America’s 7 Creepiest Motels
Motels have a strange mythology to them. Anonymous, liminal, desolate, and home to millions of wayward men and their prostitutes in Hollywood movies, in some ways they’re quintessential embodiments of postmodern American freedom. You can do anything you want in a motel room, as the unspoken saying goes.
Inevitably, some people have taken this nihilistic freedom too far. There are millions of spooky, derelict motels across this nation and in the movies, but even the Bates Motel has nothing on these real-life houses of horror.
1. The Tonopah Clown Motel
This is far-and-away the creepiest motel in America. Located on the edge of Nevada’s Mojave Desert, the Tonopah Clown Motel is filled to the brim with terrifying circus clown statues.
Though the land around it is mostly empty, the closest attraction would be the Tonopah Cemetery, an attraction that’s eerie in its own right. Combine the cemetery’s proximity with the hundreds of clown statues that line the halls and fill the rooms of this bizarre motel, and you get the stuff of nightmares.
Image via The Kernel
Image via fineartamerica.com
2. The Joshua Tree Inn
It’s a known fact that people often die in motels. But just like the living don’t often remain in motels, typically, ghosts don’t tend to linger in the rooms where they died. Apparently, this establishment differs from most in that it has a permanent ghost: the spirit of folk singer Graham Parsons, who allegedly haunts Room #8 of the Joshua Tree Inn.
If you visit, you can even stay in the room where Parsons died—or add to the small memorial outside, which is made up of animal skulls, stone angels, cigarette butts, and clumps of sage, according to one visitor. People frequently make pilgrimages there to commune with their favorite country-western spirit.
Image via joshuatreeinn.com
3. The Deerfield Inn
This Massachusetts lodging is the subject of dozens of ghost stories, and its owners lead ghost tours throughout the year. One of the stories alleges that its former owner held seances in her room to summon her dead husband. Another involves a ghost named Herschel, who sometimes shows up to throw books and spook guests.
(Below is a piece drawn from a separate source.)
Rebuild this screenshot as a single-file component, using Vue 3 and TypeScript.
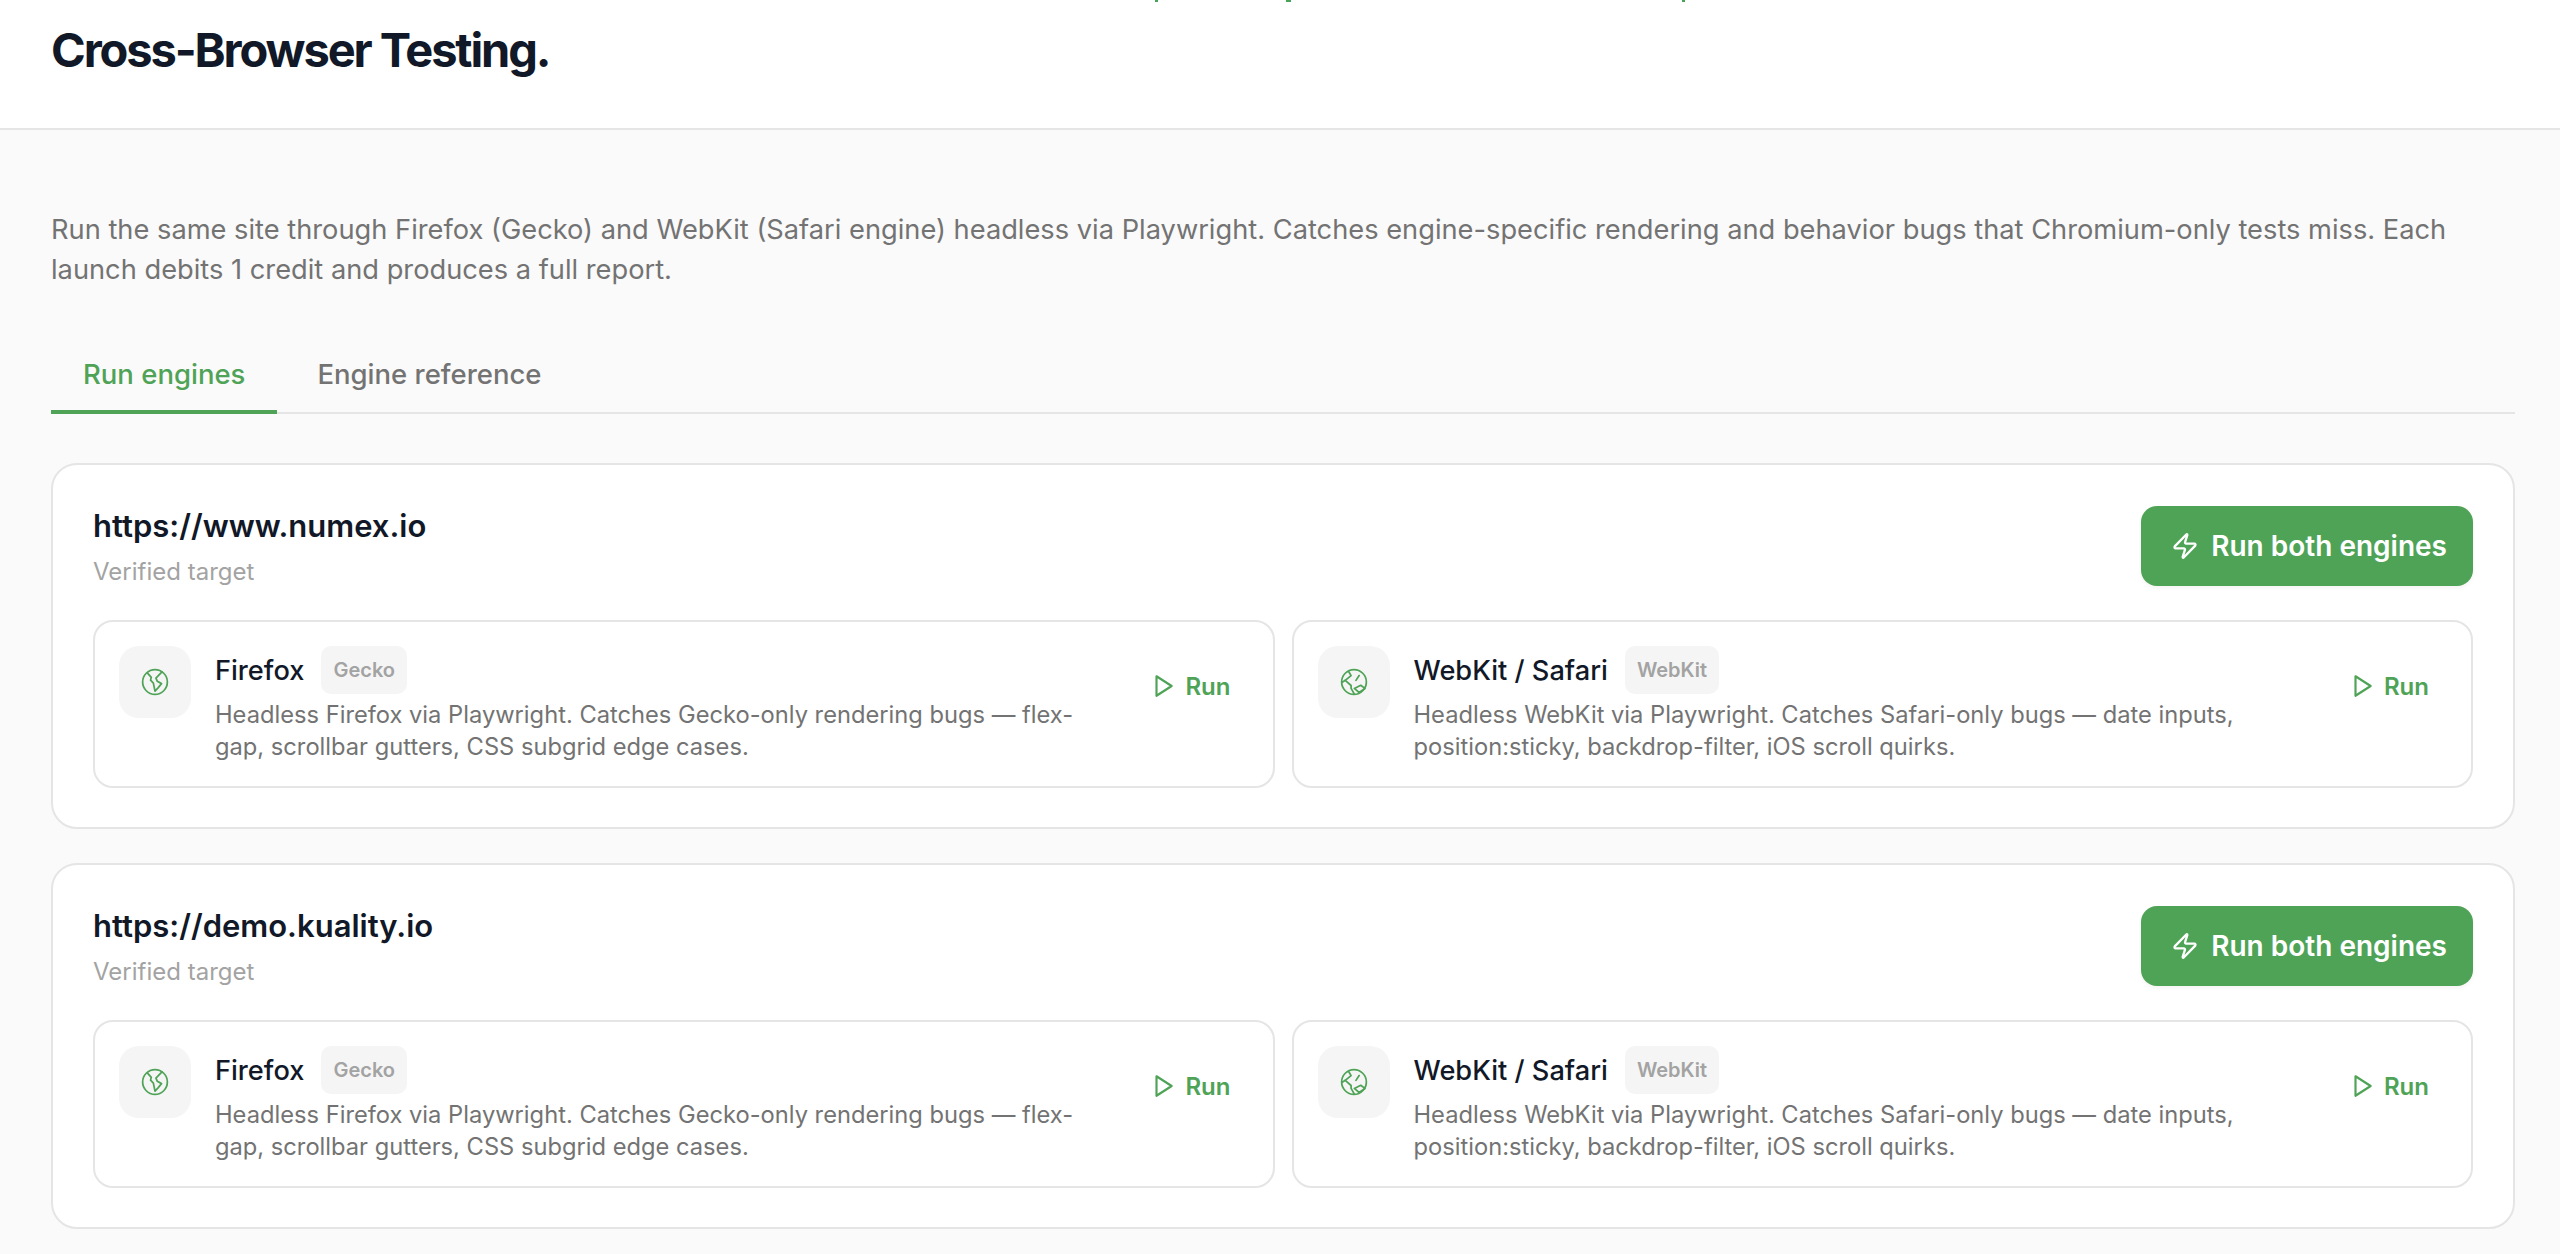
<script setup lang="ts">
interface Engine {
  name: string
  tag: string
  desc: string
  kind: 'firefox' | 'webkit'
}

const engines: Engine[] = [
  {
    name: 'Firefox',
    tag: 'Gecko',
    kind: 'firefox',
    desc: 'Headless Firefox via Playwright. Catches Gecko-only rendering bugs — flex-gap, scrollbar gutters, CSS subgrid edge cases.',
  },
  {
    name: 'WebKit / Safari',
    tag: 'WebKit',
    kind: 'webkit',
    desc: 'Headless WebKit via Playwright. Catches Safari-only bugs — date inputs, position:sticky, backdrop-filter, iOS scroll quirks.',
  },
]

const targets = ['https://www.numex.io', 'https://demo.kuality.io']
</script>

<template>
  <div class="page">
    <header class="topbar">
      <!-- bottom edge of the line scrolled off above the title -->
      <div class="cut-line"><i></i><i class="wide"></i><i></i></div>
      <h1>Cross-Browser Testing.</h1>
    </header>

    <main class="content">
      <p class="intro">
        Run the same site through Firefox (Gecko) and WebKit (Safari engine) headless via Playwright. Catches engine-specific rendering and behavior bugs that Chromium-only tests miss. Each launch debits 1 credit and produces a full report.
      </p>

      <nav class="tabs">
        <button class="tab active">Run engines</button>
        <button class="tab">Engine reference</button>
      </nav>

      <section v-for="url in targets" :key="url" class="target">
        <div class="target-head">
          <div>
            <div class="url">{{ url }}</div>
            <div class="verified">Verified target</div>
          </div>
          <button class="run-both">
            <svg viewBox="0 0 24 24" class="zap">
              <path d="M4 14a1 1 0 0 1-.78-1.63l9.9-10.2a.5.5 0 0 1 .86.46l-1.92 6.02A1 1 0 0 0 13 10h7a1 1 0 0 1 .78 1.63l-9.9 10.2a.5.5 0 0 1-.86-.46l1.92-6.02A1 1 0 0 0 11 14z" />
            </svg>
            Run both engines
          </button>
        </div>

        <div class="engines">
          <article v-for="e in engines" :key="e.name" class="engine">
            <div class="engine-icon">
              <svg viewBox="0 0 24 24" class="globe">
                <circle cx="12" cy="12" r="10.6" />
                <template v-if="e.kind === 'firefox'">
                  <path d="M5.6 4.4 8.8 8 8.2 10.4 10.6 13 12 19.8 14.6 17 17.6 13.4 14 11.4 12.8 8.6 18 3.4" />
                </template>
                <template v-else>
                  <path d="M7.3 2.8 9.5 6.5 4.5 10.6 1.6 12.4" />
                  <path d="M4.5 10.6 9.5 15 9.5 17.5 12.3 22.4" />
                  <path d="M12.3 17.5 17.8 14.8 21.4 17.5 16.4 21Z" />
                  <path d="M16.4 6.5 13.7 10.6" />
                </template>
              </svg>
            </div>
            <div class="engine-body">
              <div class="engine-title">
                <span class="engine-name">{{ e.name }}</span>
                <span class="engine-tag">{{ e.tag }}</span>
              </div>
              <p class="engine-desc">{{ e.desc }}</p>
            </div>
            <button class="run">
              <svg viewBox="0 0 24 24" class="play"><polygon points="6 3 20 12 6 21 6 3" /></svg>
              Run
            </button>
          </article>
        </div>
      </section>
    </main>
  </div>
</template>

<style>
html,
body {
  margin: 0;
  background: #fafafa;
}
</style>

<style scoped>
.page {
  height: 1254px;
  overflow: hidden;
  background: #fafafa;
  font-family: Inter, "Liberation Sans", sans-serif;
  color: #111827;
}

.topbar {
  height: 128px;
  background: #fff;
  border-bottom: 2px solid #e5e5e5;
  padding: 0 51px;
}

.cut-line {
  display: flex;
  gap: 128px;
  height: 2px;
  margin-left: 1104px;
}

.cut-line i {
  width: 3px;
  background: #45a35a;
}

.cut-line i.wide {
  width: 5px;
  margin-right: 263px;
}

h1 {
  margin: 0;
  padding-top: 20px;
  font-size: 47px;
  line-height: 56px;
  font-weight: 700;
  letter-spacing: -2.1px;
}

.content {
  padding: 80px 45px 0 51px;
}

.intro {
  margin: 0;
  font-size: 27.25px;
  line-height: 40px;
  color: #737373;
}

.tabs {
  display: flex;
  gap: 8px;
  margin-top: 48px;
  border-bottom: 2px solid #e5e5e5;
}

.tab {
  border: 0;
  background: none;
  font: inherit;
  font-size: 27.5px;
  font-weight: 500;
  line-height: 40px;
  padding: 16px 32px;
  margin-bottom: -2px;
  color: #737373;
  border-bottom: 4px solid transparent;
}

.tab.active {
  color: #4fa357;
  border-bottom-color: #4fa357;
}

.target {
  background: #fff;
  border: 2px solid #e5e5e5;
  border-radius: 26px;
  padding: 41px 40px 40px;
  margin-top: 34px;
  height: 366px;
  box-sizing: border-box;
}

.tabs + .target {
  margin-top: 49px;
}

.target-head {
  display: flex;
  justify-content: space-between;
  align-items: flex-start;
}

.url {
  font-size: 31px;
  line-height: 40px;
  font-weight: 600;
}

.verified {
  margin-top: 10px;
  font-size: 24px;
  line-height: 32px;
  color: #a3a3a3;
}

.run-both {
  display: flex;
  align-items: center;
  gap: 12px;
  height: 80px;
  padding: 0 26px 0 30px;
  border: 0;
  border-radius: 16px;
  background: #4fa357;
  color: #fff;
  font: inherit;
  font-size: 28px;
  font-weight: 600;
  box-shadow: 0 2px 4px rgba(0, 0, 0, 0.05);
}

.zap {
  width: 28px;
  height: 28px;
  fill: none;
  stroke: #fff;
  stroke-width: 2;
  stroke-linecap: round;
  stroke-linejoin: round;
}

.engines {
  display: grid;
  grid-template-columns: 1fr 1fr;
  gap: 17px;
  margin-top: 32px;
}

.engine {
  display: flex;
  align-items: flex-start;
  height: 168px;
  box-sizing: border-box;
  padding: 24px;
  gap: 24px;
  border: 2px solid #e5e5e5;
  border-radius: 20px;
}

.engine-icon {
  flex: none;
  display: flex;
  align-items: center;
  justify-content: center;
  width: 72px;
  height: 72px;
  border-radius: 20px;
  background: #f5f5f5;
}

.globe {
  width: 28px;
  height: 28px;
  fill: none;
  stroke: #4fa357;
  stroke-width: 1.5;
  stroke-linecap: round;
  stroke-linejoin: round;
}

.engine-body {
  flex: 1;
  min-width: 0;
}

.engine-title {
  display: flex;
  align-items: center;
  gap: 17px;
  height: 48px;
}

.engine-name {
  font-size: 27.2px;
  font-weight: 500;
}

.engine-tag {
  display: flex;
  align-items: center;
  height: 48px;
  padding: 0 12px;
  border-radius: 10px;
  background: #f5f5f5;
  color: #a3a3a3;
  font-size: 20px;
  font-weight: 600;
}

.engine-desc {
  margin: 5px 0 0;
  font-size: 23.7px;
  line-height: 32px;
  color: #737373;
}

.run {
  flex: none;
  display: flex;
  align-items: center;
  gap: 9px;
  height: 80px;
  padding: 0 18px 0 33px;
  border: 0;
  background: none;
  font: inherit;
  font-size: 24px;
  font-weight: 600;
  color: #4fa357;
}

.play {
  width: 26px;
  height: 26px;
  fill: none;
  stroke: #4fa357;
  stroke-width: 2;
  stroke-linecap: round;
  stroke-linejoin: round;
}
</style>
Image via Contented Traveler
4. The Manor House Motel
The owner of this now-defunct motel is the subject of the recent Netflix documentary, Voyeur, because of the fact that he used to spy on all of his guests through little holes that he carved in the walls.
You read that right: Gerald Foos purchased the Manor House Motel in Aurora, Colorado and proceeded to install grilles in the ceilings of each room without guests’ knowledge. He later claimed that he was conducting research about sexual behaviors.
Image via WBUR
5. The Amboy Ghost Town Motel
This motel was always creepy because of the fact that it’s located in the California ghost town of Amboy. Originally established as a railroad station, this town was bustling until the construction of the I-40 in 1973, effectively directing most traffic and capital away and leading to the town’s abandonment.
In 2016, several travelers explored the ghost town, snapping photos of the creative art installations that filled some of its decaying little houses. Only after they left did they notice something bone-chilling: There seemed to be a bloodstain in one of the rooms of the abandoned Amboy Motel. If you look closely you can see it, gory and unmissable, a sure sign of carnage (or, more likely, of a wayward filmmaker’s presence).
Image via Reddit
Image via boldtourist.com
6. Igloo City
What may have begun as a fun-themed destination for tourists visiting Alaska has now become a grim, abandoned hull of what it once was. Igloo City is a destitute inn in Anchorage, made more ominous by a backdrop of dark trees and looming snow-covered mountains. And guess what: It’s for sale, so if you’re looking for a real fixer-upper that may or may not involve fighting ice demons, then this is your chance.
7. The New Sea Breeze Motel
This New Jersey motel may not have clowns or a resident ghost, but it’s certainly seen its fair share of murder. Rumor has it that several prostitutes were killed inside its rooms, and the killer was never caught. The motel, which offers a cheap alternative to expensive seaside resorts near Atlantic City, has even been nicknamed “Hooker Killer Motel” by some reviewers, who also complained of disgusting internal conditions.
Image via Hotel Planner
The truth is that motels have long been safe houses for people in danger, places that allow people to disappear for a little while for all sorts of reasons. You’ll find thousands of decaying, dirty motels across the nation—testaments to ruin, poverty, and transience, to secret lives and vagrancy, to road trips and runaways. If you wind up staying in one of them, you might just encounter some ghosts of your own; though it’s more likely that you’ll find a few roaches, an eerie silence, and the hum of your thoughts to be the spookiest companions of all.